» Source records
------------------------------------------------
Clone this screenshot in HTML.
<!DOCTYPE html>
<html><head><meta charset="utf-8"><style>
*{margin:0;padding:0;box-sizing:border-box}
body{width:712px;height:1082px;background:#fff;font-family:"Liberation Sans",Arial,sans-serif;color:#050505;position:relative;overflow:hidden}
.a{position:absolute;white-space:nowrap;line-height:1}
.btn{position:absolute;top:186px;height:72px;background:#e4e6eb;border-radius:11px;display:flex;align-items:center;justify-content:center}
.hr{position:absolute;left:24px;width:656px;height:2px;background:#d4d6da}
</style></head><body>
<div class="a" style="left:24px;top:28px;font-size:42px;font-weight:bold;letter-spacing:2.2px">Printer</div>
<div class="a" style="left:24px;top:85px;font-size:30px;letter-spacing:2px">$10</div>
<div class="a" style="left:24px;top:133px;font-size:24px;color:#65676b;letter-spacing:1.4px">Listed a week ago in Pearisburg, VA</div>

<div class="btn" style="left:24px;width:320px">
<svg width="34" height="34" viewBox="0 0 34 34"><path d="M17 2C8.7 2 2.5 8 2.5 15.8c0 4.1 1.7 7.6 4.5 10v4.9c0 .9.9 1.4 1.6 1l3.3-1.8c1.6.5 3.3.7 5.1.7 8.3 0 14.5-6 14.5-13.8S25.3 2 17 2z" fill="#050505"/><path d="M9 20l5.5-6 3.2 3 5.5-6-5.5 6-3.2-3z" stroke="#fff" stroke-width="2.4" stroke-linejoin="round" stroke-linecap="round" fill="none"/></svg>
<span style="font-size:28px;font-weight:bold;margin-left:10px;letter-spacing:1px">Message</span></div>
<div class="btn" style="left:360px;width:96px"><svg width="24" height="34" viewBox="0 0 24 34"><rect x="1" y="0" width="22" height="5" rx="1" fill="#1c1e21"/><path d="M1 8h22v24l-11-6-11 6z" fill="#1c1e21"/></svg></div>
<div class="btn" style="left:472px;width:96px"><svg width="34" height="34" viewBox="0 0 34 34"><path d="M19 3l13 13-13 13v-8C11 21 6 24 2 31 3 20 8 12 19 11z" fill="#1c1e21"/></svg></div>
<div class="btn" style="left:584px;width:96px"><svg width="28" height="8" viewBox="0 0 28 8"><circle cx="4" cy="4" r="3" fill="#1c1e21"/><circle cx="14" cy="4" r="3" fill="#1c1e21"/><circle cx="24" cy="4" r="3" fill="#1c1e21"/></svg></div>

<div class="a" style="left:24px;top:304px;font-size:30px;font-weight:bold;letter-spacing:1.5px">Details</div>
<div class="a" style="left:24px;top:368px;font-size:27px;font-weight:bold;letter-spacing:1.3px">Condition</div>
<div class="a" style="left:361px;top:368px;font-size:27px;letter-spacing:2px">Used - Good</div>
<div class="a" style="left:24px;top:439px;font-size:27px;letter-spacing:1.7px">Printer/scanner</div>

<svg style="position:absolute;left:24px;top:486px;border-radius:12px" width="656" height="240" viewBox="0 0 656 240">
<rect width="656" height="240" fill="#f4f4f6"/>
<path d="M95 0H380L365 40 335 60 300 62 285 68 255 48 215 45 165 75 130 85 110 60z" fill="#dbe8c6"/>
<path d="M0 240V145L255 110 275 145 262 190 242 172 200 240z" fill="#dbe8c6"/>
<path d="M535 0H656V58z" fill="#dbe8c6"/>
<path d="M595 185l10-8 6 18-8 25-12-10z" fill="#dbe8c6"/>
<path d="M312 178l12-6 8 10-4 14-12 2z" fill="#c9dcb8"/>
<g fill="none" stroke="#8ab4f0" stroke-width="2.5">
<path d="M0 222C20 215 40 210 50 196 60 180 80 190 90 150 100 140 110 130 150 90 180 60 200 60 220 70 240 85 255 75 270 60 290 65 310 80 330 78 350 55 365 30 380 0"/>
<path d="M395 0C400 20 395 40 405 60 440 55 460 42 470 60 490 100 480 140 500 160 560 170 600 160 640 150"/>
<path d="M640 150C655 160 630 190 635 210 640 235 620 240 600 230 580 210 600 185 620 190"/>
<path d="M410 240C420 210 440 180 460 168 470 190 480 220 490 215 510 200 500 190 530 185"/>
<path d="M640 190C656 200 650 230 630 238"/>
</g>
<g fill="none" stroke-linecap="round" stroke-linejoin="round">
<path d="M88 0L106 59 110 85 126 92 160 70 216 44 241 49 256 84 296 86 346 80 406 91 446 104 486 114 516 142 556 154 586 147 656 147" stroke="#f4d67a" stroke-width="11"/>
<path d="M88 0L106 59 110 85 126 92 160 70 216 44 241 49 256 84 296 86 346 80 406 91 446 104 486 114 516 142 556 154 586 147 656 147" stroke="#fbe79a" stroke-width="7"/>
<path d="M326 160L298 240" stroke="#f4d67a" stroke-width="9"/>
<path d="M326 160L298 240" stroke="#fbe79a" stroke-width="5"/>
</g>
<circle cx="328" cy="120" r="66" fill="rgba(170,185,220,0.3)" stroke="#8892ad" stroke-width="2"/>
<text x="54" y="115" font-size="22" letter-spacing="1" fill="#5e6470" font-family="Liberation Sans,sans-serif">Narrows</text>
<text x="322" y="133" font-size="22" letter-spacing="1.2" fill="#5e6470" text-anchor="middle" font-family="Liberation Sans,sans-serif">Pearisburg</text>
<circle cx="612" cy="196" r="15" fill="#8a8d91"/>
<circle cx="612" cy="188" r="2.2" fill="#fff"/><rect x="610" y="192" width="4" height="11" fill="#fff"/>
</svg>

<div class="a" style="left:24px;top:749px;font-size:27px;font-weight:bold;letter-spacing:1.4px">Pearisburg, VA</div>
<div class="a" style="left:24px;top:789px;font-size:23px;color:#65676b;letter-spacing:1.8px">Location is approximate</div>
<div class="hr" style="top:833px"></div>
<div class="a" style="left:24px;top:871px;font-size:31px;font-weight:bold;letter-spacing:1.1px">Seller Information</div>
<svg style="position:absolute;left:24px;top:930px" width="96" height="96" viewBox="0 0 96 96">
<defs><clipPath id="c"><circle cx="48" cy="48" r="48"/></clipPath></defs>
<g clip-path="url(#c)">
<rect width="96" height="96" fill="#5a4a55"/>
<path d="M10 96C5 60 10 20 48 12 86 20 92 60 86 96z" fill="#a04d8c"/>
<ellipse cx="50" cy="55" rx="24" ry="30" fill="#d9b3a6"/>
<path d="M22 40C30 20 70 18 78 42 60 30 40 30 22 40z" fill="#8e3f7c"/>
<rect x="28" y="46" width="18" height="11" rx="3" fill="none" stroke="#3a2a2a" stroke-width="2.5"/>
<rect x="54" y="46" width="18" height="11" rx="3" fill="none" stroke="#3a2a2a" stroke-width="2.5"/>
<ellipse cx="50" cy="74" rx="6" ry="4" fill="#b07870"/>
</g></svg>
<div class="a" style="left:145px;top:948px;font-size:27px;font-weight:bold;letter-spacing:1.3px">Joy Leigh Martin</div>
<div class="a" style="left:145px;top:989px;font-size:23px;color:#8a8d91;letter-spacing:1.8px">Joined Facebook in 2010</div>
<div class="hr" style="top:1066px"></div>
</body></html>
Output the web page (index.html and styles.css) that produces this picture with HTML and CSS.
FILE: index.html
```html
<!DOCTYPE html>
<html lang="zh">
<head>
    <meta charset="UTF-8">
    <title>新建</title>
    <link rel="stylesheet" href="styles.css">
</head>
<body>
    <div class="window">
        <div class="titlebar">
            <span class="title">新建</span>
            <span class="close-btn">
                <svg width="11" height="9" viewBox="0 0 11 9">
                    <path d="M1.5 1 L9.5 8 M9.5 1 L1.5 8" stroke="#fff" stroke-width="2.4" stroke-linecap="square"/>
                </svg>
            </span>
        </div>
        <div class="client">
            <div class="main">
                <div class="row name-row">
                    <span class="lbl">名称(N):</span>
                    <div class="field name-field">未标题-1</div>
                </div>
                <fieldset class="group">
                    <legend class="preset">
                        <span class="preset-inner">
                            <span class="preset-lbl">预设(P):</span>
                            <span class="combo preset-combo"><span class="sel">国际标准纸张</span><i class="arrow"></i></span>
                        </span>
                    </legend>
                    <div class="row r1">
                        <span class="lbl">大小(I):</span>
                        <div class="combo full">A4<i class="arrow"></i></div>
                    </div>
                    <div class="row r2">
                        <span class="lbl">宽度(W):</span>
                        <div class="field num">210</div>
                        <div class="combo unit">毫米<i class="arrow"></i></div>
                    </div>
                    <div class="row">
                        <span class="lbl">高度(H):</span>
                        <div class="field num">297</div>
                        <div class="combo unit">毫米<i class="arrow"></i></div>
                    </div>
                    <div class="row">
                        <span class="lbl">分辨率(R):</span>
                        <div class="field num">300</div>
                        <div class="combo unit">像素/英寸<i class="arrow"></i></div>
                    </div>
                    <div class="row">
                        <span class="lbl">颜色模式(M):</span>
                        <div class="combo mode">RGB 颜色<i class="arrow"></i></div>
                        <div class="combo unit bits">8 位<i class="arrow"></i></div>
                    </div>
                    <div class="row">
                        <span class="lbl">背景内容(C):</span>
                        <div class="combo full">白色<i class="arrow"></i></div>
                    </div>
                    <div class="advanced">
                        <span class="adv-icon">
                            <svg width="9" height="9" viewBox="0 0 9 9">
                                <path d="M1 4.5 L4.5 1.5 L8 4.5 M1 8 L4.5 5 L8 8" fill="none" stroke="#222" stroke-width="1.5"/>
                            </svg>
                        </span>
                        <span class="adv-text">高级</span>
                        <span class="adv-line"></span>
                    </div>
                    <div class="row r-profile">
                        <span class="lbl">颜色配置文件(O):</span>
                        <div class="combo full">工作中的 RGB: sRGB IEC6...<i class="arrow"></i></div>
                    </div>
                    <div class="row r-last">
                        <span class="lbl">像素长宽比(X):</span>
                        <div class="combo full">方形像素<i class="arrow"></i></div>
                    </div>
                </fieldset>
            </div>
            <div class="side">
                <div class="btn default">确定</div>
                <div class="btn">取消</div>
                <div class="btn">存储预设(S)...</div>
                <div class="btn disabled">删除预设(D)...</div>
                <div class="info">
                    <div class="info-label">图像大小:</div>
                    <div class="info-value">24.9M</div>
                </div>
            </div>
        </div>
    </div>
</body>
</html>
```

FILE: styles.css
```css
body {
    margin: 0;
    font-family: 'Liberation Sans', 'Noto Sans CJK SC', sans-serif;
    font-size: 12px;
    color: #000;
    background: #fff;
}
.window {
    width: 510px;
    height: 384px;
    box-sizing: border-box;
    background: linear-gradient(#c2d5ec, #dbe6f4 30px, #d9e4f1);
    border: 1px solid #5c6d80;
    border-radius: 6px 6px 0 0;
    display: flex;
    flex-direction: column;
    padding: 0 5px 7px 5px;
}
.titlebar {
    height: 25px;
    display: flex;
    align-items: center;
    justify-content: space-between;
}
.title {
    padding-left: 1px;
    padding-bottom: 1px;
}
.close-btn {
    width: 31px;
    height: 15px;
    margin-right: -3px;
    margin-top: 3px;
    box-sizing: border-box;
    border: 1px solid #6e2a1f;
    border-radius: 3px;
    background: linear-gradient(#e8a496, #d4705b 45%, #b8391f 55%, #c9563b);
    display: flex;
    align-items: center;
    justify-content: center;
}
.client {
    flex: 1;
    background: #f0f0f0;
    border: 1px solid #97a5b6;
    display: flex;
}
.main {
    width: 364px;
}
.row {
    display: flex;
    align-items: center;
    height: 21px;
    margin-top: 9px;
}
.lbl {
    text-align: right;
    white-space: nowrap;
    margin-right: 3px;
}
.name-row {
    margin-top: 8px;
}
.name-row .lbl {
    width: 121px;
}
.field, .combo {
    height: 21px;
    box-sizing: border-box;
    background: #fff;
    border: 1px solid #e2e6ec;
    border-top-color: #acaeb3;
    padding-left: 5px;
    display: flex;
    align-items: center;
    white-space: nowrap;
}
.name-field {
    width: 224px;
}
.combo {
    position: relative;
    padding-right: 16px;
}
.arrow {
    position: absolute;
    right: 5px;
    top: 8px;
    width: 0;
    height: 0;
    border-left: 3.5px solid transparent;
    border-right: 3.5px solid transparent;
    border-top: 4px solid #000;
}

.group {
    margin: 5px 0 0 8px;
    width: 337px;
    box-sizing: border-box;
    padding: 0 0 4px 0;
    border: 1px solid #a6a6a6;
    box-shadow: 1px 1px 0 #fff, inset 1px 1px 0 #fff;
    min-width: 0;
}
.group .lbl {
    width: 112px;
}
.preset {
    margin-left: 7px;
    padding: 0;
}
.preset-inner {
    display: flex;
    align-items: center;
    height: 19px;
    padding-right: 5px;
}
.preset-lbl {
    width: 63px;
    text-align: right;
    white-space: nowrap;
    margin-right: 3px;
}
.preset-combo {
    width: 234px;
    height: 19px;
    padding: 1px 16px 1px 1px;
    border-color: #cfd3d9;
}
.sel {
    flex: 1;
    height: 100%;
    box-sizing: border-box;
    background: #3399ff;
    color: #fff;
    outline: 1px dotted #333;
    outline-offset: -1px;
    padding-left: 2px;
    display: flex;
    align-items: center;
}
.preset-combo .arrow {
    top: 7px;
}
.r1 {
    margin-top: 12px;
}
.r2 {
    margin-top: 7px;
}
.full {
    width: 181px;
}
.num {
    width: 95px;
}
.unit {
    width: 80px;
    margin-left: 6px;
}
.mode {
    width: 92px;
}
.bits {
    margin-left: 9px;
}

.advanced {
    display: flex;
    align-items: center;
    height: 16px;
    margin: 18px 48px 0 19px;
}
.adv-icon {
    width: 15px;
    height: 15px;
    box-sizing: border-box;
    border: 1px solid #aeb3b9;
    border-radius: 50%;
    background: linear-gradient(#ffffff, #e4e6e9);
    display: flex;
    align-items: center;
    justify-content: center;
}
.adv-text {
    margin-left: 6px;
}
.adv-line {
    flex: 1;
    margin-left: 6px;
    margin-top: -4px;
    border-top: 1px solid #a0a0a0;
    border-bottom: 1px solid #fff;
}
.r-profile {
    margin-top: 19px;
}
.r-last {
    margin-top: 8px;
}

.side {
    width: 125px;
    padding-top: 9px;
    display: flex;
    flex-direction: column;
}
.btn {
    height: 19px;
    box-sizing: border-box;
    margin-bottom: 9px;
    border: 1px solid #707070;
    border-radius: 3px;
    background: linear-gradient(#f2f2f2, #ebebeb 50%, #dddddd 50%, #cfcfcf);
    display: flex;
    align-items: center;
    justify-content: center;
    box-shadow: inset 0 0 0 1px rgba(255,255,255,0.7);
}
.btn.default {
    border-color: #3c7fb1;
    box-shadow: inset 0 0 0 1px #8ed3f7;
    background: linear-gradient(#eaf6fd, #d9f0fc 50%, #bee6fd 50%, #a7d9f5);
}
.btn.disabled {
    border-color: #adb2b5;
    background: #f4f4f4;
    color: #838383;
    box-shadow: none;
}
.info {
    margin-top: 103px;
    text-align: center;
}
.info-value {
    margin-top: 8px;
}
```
------------------------------------------------
» Task directions
Copy, please, exactly the lines that start at the first line of the data and end at the line containing "in Pearisburg, VA</div>", both kept and no others.

» Result of the task
Clone this screenshot in HTML.
<!DOCTYPE html>
<html><head><meta charset="utf-8"><style>
*{margin:0;padding:0;box-sizing:border-box}
body{width:712px;height:1082px;background:#fff;font-family:"Liberation Sans",Arial,sans-serif;color:#050505;position:relative;overflow:hidden}
.a{position:absolute;white-space:nowrap;line-height:1}
.btn{position:absolute;top:186px;height:72px;background:#e4e6eb;border-radius:11px;display:flex;align-items:center;justify-content:center}
.hr{position:absolute;left:24px;width:656px;height:2px;background:#d4d6da}
</style></head><body>
<div class="a" style="left:24px;top:28px;font-size:42px;font-weight:bold;letter-spacing:2.2px">Printer</div>
<div class="a" style="left:24px;top:85px;font-size:30px;letter-spacing:2px">$10</div>
<div class="a" style="left:24px;top:133px;font-size:24px;color:#65676b;letter-spacing:1.4px">Listed a week ago in Pearisburg, VA</div>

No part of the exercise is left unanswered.